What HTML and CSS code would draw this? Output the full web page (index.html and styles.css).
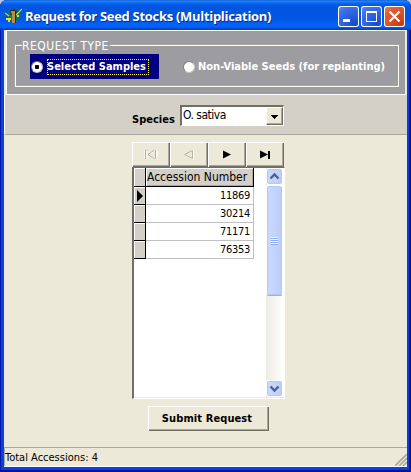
FILE: index.html
```html
<!DOCTYPE html>
<html lang="en">
<head>
<meta charset="utf-8">
<title>Request for Seed Stocks (Multiplication)</title>
<link rel="stylesheet" href="styles.css">
</head>
<body>
<div class="window">
  <header class="titlebar">
    <svg class="app-icon" width="18" height="16" viewBox="0 0 18 16">
      <path d="M5 1h6l4 3v6l-3 3H6l-3-3V4z" fill="#087568"/>
      <path d="M5 2l5-1 3 3-3 2-5 1z" fill="#12504a"/>
      <path d="M11 7l6-6M0 5l4 3" stroke="#c5d326" stroke-width="1.2"/>
      <path d="M1 10h5v2H5v2H3v-2H1zM12 7h2v2h-2z" fill="#e9e020"/>
      <path d="M6 3h4v12H7V5H6z" fill="#b98b42"/>
      <path d="M10 3h1v12h-1zM5 2h5v1H5z" fill="#342818"/>
    </svg>
    <h1 class="title">Request for Seed Stocks (Multiplication)</h1>
    <div class="controls">
      <span class="control"><svg width="21" height="21"><path d="M5 13h7v3H5z" fill="#fff"/></svg></span>
      <span class="control"><svg width="21" height="21" shape-rendering="crispEdges"><path d="M5 5h11v11H5zM6 7v8h9V7z" fill="#fff" fill-rule="evenodd"/></svg></span>
      <span class="control close"><svg width="21" height="21"><path d="M5.500 5.500l10 10m0-10l-10 10" stroke="#fff" stroke-width="2.200"/></svg></span>
    </div>
  </header>
  <main class="client">
    <section class="type-panel">
      <fieldset class="group">
        <legend class="t-legend">REQUEST TYPE</legend>
        <label class="choice selected"><i class="radio on"></i><span class="focus"><b class="t-selected">Selected Samples</b></span></label>
        <label class="choice"><i class="radio"></i><b class="t-other">Non-Viable Seeds (for replanting)</b></label>
      </fieldset>
    </section>
    <section class="species-panel">
      <b class="t-species">Species</b>
      <div class="combo"><span class="t-sativa">O. sativa</span>
        <span class="combo-button"><svg width="15" height="16" shape-rendering="crispEdges"><path d="M4 7h7v1h-1v1H9v1H8v1H7v-1H6V9H5V8H4z"/></svg></span>
      </div>
    </section>
    <section class="records">
      <nav class="navigator">
        <span class="nav off"><svg width="38" height="25"><path d="M15 17V8h-2v8M25 17V8M23.500 8L17 12.500l6.500 4.500" stroke="#fff" fill="none"/><path d="M13.500 17V8h2M23.500 8v9M22.500 8L16 12.500l6.500 4" stroke="#b8b4a2" fill="none"/></svg></span>
        <span class="nav off"><svg width="38" height="25"><path d="M23.500 8v9.500L14.500 12.500" stroke="#fff" fill="none"/><path d="M22.500 16.500v-8l-8 4z" stroke="#b8b4a2" fill="none"/></svg></span>
        <span class="nav"><svg width="38" height="25"><path d="M15 8.500l8 4-8 4z"/></svg></span>
        <span class="nav"><svg width="38" height="25"><path d="M14 8.500l8 4-8 4zM22 9h2v8h-2z"/></svg></span>
      </nav>
      <div class="grid">
        <table>
          <tr><th class="mark"></th><th class="head"><span class="t-head">Accession Number</span></th></tr>
          <tr><td class="mark"><svg width="10" height="16"><path d="M3 2l6 6-6 6z"/></svg></td><td class="num">11869</td></tr>
          <tr><td class="mark"></td><td class="num">30214</td></tr>
          <tr><td class="mark"></td><td class="num">71171</td></tr>
          <tr><td class="mark"></td><td class="num">76353</td></tr>
        </table>
        <div class="scrollbar">
          <span class="arrow"><svg width="15" height="15"><path d="M3.500 9.500l4-4 4 4" stroke="#4d6185" stroke-width="2.400" fill="none"/></svg></span>
          <span class="thumb"><i class="grip"></i></span>
          <span class="arrow down"><svg width="15" height="15"><path d="M3.500 5.500l4 4 4-4" stroke="#4d6185" stroke-width="2.400" fill="none"/></svg></span>
        </div>
      </div>
      <button class="submit"><span class="t-submit">Submit Request</span></button>
    </section>
    <footer class="status">
      <span class="t-status">Total Accessions: 4</span>
      <svg class="size-grip" width="12" height="12"><path d="M0 12L12 0M4 12l8-8M8 12l4-4" stroke="#aca899" stroke-width="1.600"/></svg>
    </footer>
  </main>
</div>
</body>
</html>
```
FILE: styles.css
```css
* { box-sizing: border-box; }
body { margin: 0; background: #b9c5df; font: 11px/14px "DejaVu Sans Condensed", "DejaVu Sans", sans-serif; color: #000; }
span, b, h1, legend { white-space: nowrap; }
svg { display: block; }
.window { width: 411px; height: 472px; padding: 0 4px 5px; border-radius: 7px 7px 0 0; overflow: hidden; background: #0842d8; box-shadow: inset 1px 0 #0018a8, inset -2px 0 #00139c, inset 0 -2px #00139c; }
.titlebar { height: 30px; margin: 0 -4px; padding: 1px 6px 0 5px; display: flex; align-items: center; background: linear-gradient(#0754cf 0, #2b87f7 1px, #0868ee 3px, #0055e0 6px, #0055e3 18px, #0362fa 25px, #0260f5 27px, #0046cf 29px, #003bbd); }
.app-icon { margin-top: 1px; }
.title { margin: 1px 0 0 2px; font: bold 13px/18px "Open Sans", sans-serif; color: #fff; text-shadow: 1px 1px #0b2c83; letter-spacing: -.3px; }
.controls { margin-left: auto; display: flex; gap: 2px; padding-top: 2px; }
.control { width: 21px; height: 21px; border-radius: 3px; background: radial-gradient(circle at 80% 90%, #1648c8, #3a70ec 70%, #5c8ff5); box-shadow: inset 0 0 0 1px #fff; }
.control.close { background: radial-gradient(circle at 80% 90%, #c63b12, #e35b35 70%, #ee8c70); }
.client { height: 437px; background: #ece9d8; display: flex; flex-direction: column; border-bottom: 1px solid #fff; }
.client > * { flex-shrink: 0; }
.type-panel { height: 65px; border-top: 1px solid #fff; border-bottom: 1px solid #fff; margin: 0 2px 0 2px; border-left: 1px solid #fff; background: #9d9da1; padding: 8px 6px 0 8px; }
.group { position: relative; margin: 6px 0 0; padding: 8px 0 0 14px; height: 42px; border: 1px solid #fffef2; box-shadow: inset 0 -1px #aca899, -1px 0 #aca899, 0 -1px #aca899; display: flex; }
.group legend { position: absolute; top: -8px; left: 6px; height: 15px; width: 88px; padding: 0; background: #9d9da1; color: #fff; font-size: 12px; line-height: 17px; letter-spacing: .5px; }
.choice { display: flex; align-items: center; height: 25px; color: #fff; }
.selected { width: 129px; background: #000080; padding-left: 1px; margin-right: 24px; }
.radio { width: 12px; height: 12px; border-radius: 50%; background: #fff; border: 1px solid #c7c4b8; border-top-color: #817e75; border-left-color: #817e75; }
.radio.on { background: radial-gradient(circle, #000 0 2px, #fff 2.5px); }
.focus { margin-left: 4px; width: 102px; height: 16px; border: 1px dotted #ffff40; line-height: 14px; }
.t-selected { margin-left: -1px; }
.t-other { margin-left: 3px; }
.species-panel { height: 40px; margin: 0; border-bottom: 1px solid #aca899; border-left: 1px solid #fff; background: #d4d0c8; display: flex; padding: 10px 0 0 127px; }
.t-species { width: 48px; padding-top: 8px; }
.combo { width: 104px; height: 21px; border: 1px solid #fff; border-top: 2px solid #716f64; border-left: 2px solid #716f64; background: #fff; display: flex; justify-content: space-between; padding: 0 0 0 1px; }
.t-sativa { line-height: 17px; font-size: 12px; letter-spacing: -.5px; }
.combo-button { width: 17px; height: 18px; background: #ece9d8; border: 1px solid #fff; border-right: 1px solid #716f64; border-bottom: 1px solid #716f64; box-shadow: inset -1px -1px #aca899; }
.records { width: 153px; height: 289px; margin: 7px 0 0 128px; }
.navigator { display: flex; width: 152px; }
.nav { width: 38px; height: 25px; box-shadow: inset 1px 1px #fff, inset -1px -1px #716f64, inset -2px -2px #aca899; }
.grid { height: 232px; width: 153px; background: #fff; border: 1px solid #fff; border-top-color: #716f64; border-left: 2px solid #716f64; border-right-color: #fff; display: flex; justify-content: space-between; padding-right: 1px; box-shadow: inset 0 -1px #ece9d8; }
table { border-collapse: separate; border-spacing: 0; width: 120px; height: 91px; table-layout: fixed; }
th, td { padding: 0; font-weight: normal; height: 18px; }
tr:first-child > th { height: 19px; }
.mark { width: 12px; background: #d4d0c8; border-right: 1px solid #000; border-bottom: 1px solid #000; box-shadow: inset 1px 1px #fff; }
.head { text-align: left; font-size: 12px; background: #d4d0c8; padding: 0 0 0 1px; border-right: 1px solid #000; border-bottom: 1px solid #000; box-shadow: inset 1px 1px #fff, inset -1px -1px #aca899; }
.num { text-align: right; padding: 1px 3px 0 0; letter-spacing: -.3px; border-right: 1px solid #c0c0c0; border-bottom: 1px solid #c0c0c0; }
.scrollbar { width: 17px; height: 229px; background: linear-gradient(90deg, #eeede5, #fefefb); display: flex; flex-direction: column; }
.arrow, .thumb { border: 1px solid #fff; border-radius: 3px; background: linear-gradient(90deg, #cbdafe, #bacdfb); box-shadow: inset 0 0 0 1px #b4c8f6; }
.arrow { height: 17px; }
.thumb { height: 111px; display: grid; place-items: center; border-bottom-color: #98b0e5; }
.down { margin-top: auto; }
.grip { width: 7px; height: 8px; background: repeating-linear-gradient(#eef4fe 0 1px, #8cb0f8 1px 2px); }
.submit { display: block; width: 121px; height: 25px; margin: 7px 0 0 16px; padding: 0 3px 0 0; background: #ece9d8; border: 0; font: bold 11px/14px "DejaVu Sans Condensed", "DejaVu Sans", sans-serif; color: #000; letter-spacing: .1px; box-shadow: inset 1px 1px #fff, inset -1px -1px #716f64, inset -2px -2px #aca899; }
.status { margin-top: auto; height: 19px; border-top: 1px solid #aca899; display: flex; justify-content: space-between; padding-left: 1px; box-shadow: inset 1px 0 #aca899; }
.t-status { line-height: 20px; }
.size-grip { align-self: flex-end; }
```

○ ○ ○ ○ ○

* Stated problem: Determine how many lines in the data above contain the string "styles". Give nothing except the number.

* Task result: 3